PROBLEM:
Would you transcribe the listing that follows, character for character, and omit its images?
— begin —
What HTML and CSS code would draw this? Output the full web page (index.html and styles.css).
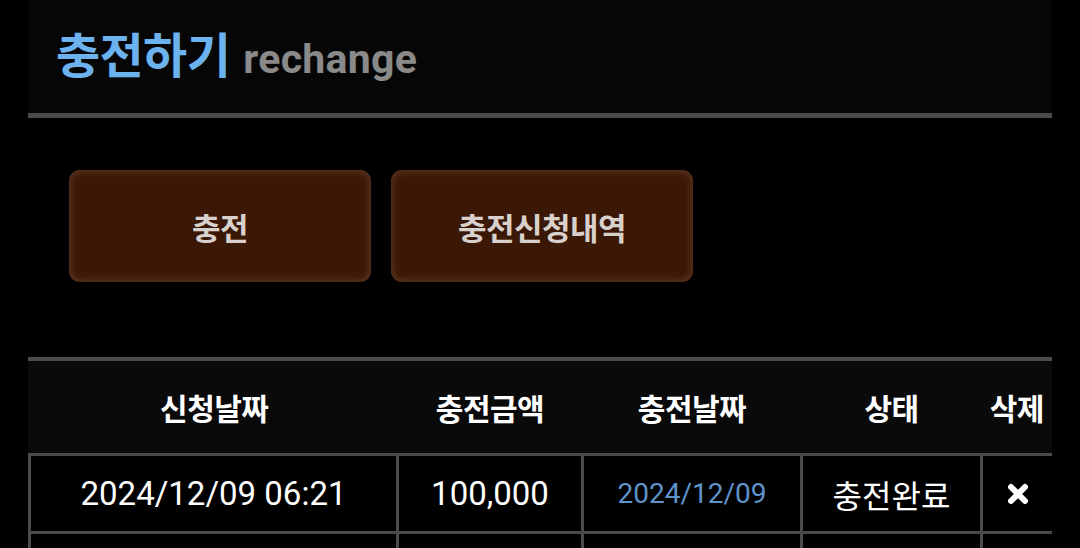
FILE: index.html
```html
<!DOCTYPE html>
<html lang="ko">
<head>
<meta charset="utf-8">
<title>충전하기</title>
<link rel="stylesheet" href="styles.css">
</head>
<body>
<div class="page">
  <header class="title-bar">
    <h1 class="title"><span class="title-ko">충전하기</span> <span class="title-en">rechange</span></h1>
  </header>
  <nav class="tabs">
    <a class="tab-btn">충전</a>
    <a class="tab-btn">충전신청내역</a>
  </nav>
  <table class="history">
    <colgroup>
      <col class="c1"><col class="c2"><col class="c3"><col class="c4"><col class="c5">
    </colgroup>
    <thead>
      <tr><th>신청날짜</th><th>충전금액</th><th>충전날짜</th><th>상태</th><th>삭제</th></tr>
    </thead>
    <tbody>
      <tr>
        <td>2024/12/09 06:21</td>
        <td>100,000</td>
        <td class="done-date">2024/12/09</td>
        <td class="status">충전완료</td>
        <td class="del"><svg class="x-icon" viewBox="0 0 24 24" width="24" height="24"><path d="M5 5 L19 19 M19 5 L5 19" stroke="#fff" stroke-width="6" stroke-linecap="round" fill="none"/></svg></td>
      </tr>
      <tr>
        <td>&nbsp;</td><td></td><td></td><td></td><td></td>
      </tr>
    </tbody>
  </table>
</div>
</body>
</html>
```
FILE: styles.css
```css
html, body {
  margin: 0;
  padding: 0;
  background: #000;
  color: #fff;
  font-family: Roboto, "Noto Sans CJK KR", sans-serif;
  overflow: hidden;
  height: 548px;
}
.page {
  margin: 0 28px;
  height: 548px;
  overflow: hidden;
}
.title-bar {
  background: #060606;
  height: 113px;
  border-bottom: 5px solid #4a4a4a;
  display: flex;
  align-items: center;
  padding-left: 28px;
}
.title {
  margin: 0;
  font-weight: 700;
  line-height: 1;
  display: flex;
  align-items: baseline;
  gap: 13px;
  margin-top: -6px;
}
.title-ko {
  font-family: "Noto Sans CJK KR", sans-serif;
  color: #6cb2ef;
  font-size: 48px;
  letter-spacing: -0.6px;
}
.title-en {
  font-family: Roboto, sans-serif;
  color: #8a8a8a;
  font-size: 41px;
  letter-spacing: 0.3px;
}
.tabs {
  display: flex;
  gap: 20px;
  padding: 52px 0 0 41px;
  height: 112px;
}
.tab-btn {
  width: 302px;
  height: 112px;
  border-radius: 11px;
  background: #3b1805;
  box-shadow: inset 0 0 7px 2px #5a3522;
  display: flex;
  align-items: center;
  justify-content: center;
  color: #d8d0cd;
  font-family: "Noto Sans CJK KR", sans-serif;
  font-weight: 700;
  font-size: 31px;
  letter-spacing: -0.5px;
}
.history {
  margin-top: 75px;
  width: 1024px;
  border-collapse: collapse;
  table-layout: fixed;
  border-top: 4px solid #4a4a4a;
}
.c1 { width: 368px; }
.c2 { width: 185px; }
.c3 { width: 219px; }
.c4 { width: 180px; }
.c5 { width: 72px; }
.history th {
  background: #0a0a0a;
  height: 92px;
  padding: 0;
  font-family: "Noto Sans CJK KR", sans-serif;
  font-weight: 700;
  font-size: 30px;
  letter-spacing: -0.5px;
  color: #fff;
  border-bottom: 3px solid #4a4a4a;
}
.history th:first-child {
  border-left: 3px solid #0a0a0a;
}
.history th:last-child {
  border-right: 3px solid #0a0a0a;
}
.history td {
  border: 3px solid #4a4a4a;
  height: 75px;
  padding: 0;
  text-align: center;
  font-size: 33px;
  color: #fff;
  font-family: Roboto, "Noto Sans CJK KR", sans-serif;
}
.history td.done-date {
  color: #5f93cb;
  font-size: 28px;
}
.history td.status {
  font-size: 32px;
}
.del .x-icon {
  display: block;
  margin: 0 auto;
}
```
— end —
SOLUTION FOR THIS EXERCISE:
What HTML and CSS code would draw this? Output the full web page (index.html and styles.css).
FILE: index.html
```html
<!DOCTYPE html>
<html lang="ko">
<head>
<meta charset="utf-8">
<title>충전하기</title>
<link rel="stylesheet" href="styles.css">
</head>
<body>
<div class="page">
  <header class="title-bar">
    <h1 class="title"><span class="title-ko">충전하기</span> <span class="title-en">rechange</span></h1>
  </header>
  <nav class="tabs">
    <a class="tab-btn">충전</a>
    <a class="tab-btn">충전신청내역</a>
  </nav>
  <table class="history">
    <colgroup>
      <col class="c1"><col class="c2"><col class="c3"><col class="c4"><col class="c5">
    </colgroup>
    <thead>
      <tr><th>신청날짜</th><th>충전금액</th><th>충전날짜</th><th>상태</th><th>삭제</th></tr>
    </thead>
    <tbody>
      <tr>
        <td>2024/12/09 06:21</td>
        <td>100,000</td>
        <td class="done-date">2024/12/09</td>
        <td class="status">충전완료</td>
        <td class="del"><svg class="x-icon" viewBox="0 0 24 24" width="24" height="24"><path d="M5 5 L19 19 M19 5 L5 19" stroke="#fff" stroke-width="6" stroke-linecap="round" fill="none"/></svg></td>
      </tr>
      <tr>
        <td>&nbsp;</td><td></td><td></td><td></td><td></td>
      </tr>
    </tbody>
  </table>
</div>
</body>
</html>
```
FILE: styles.css
```css
html, body {
  margin: 0;
  padding: 0;
  background: #000;
  color: #fff;
  font-family: Roboto, "Noto Sans CJK KR", sans-serif;
  overflow: hidden;
  height: 548px;
}
.page {
  margin: 0 28px;
  height: 548px;
  overflow: hidden;
}
.title-bar {
  background: #060606;
  height: 113px;
  border-bottom: 5px solid #4a4a4a;
  display: flex;
  align-items: center;
  padding-left: 28px;
}
.title {
  margin: 0;
  font-weight: 700;
  line-height: 1;
  display: flex;
  align-items: baseline;
  gap: 13px;
  margin-top: -6px;
}
.title-ko {
  font-family: "Noto Sans CJK KR", sans-serif;
  color: #6cb2ef;
  font-size: 48px;
  letter-spacing: -0.6px;
}
.title-en {
  font-family: Roboto, sans-serif;
  color: #8a8a8a;
  font-size: 41px;
  letter-spacing: 0.3px;
}
.tabs {
  display: flex;
  gap: 20px;
  padding: 52px 0 0 41px;
  height: 112px;
}
.tab-btn {
  width: 302px;
  height: 112px;
  border-radius: 11px;
  background: #3b1805;
  box-shadow: inset 0 0 7px 2px #5a3522;
  display: flex;
  align-items: center;
  justify-content: center;
  color: #d8d0cd;
  font-family: "Noto Sans CJK KR", sans-serif;
  font-weight: 700;
  font-size: 31px;
  letter-spacing: -0.5px;
}
.history {
  margin-top: 75px;
  width: 1024px;
  border-collapse: collapse;
  table-layout: fixed;
  border-top: 4px solid #4a4a4a;
}
.c1 { width: 368px; }
.c2 { width: 185px; }
.c3 { width: 219px; }
.c4 { width: 180px; }
.c5 { width: 72px; }
.history th {
  background: #0a0a0a;
  height: 92px;
  padding: 0;
  font-family: "Noto Sans CJK KR", sans-serif;
  font-weight: 700;
  font-size: 30px;
  letter-spacing: -0.5px;
  color: #fff;
  border-bottom: 3px solid #4a4a4a;
}
.history th:first-child {
  border-left: 3px solid #0a0a0a;
}
.history th:last-child {
  border-right: 3px solid #0a0a0a;
}
.history td {
  border: 3px solid #4a4a4a;
  height: 75px;
  padding: 0;
  text-align: center;
  font-size: 33px;
  color: #fff;
  font-family: Roboto, "Noto Sans CJK KR", sans-serif;
}
.history td.done-date {
  color: #5f93cb;
  font-size: 28px;
}
.history td.status {
  font-size: 32px;
}
.del .x-icon {
  display: block;
  margin: 0 auto;
}
```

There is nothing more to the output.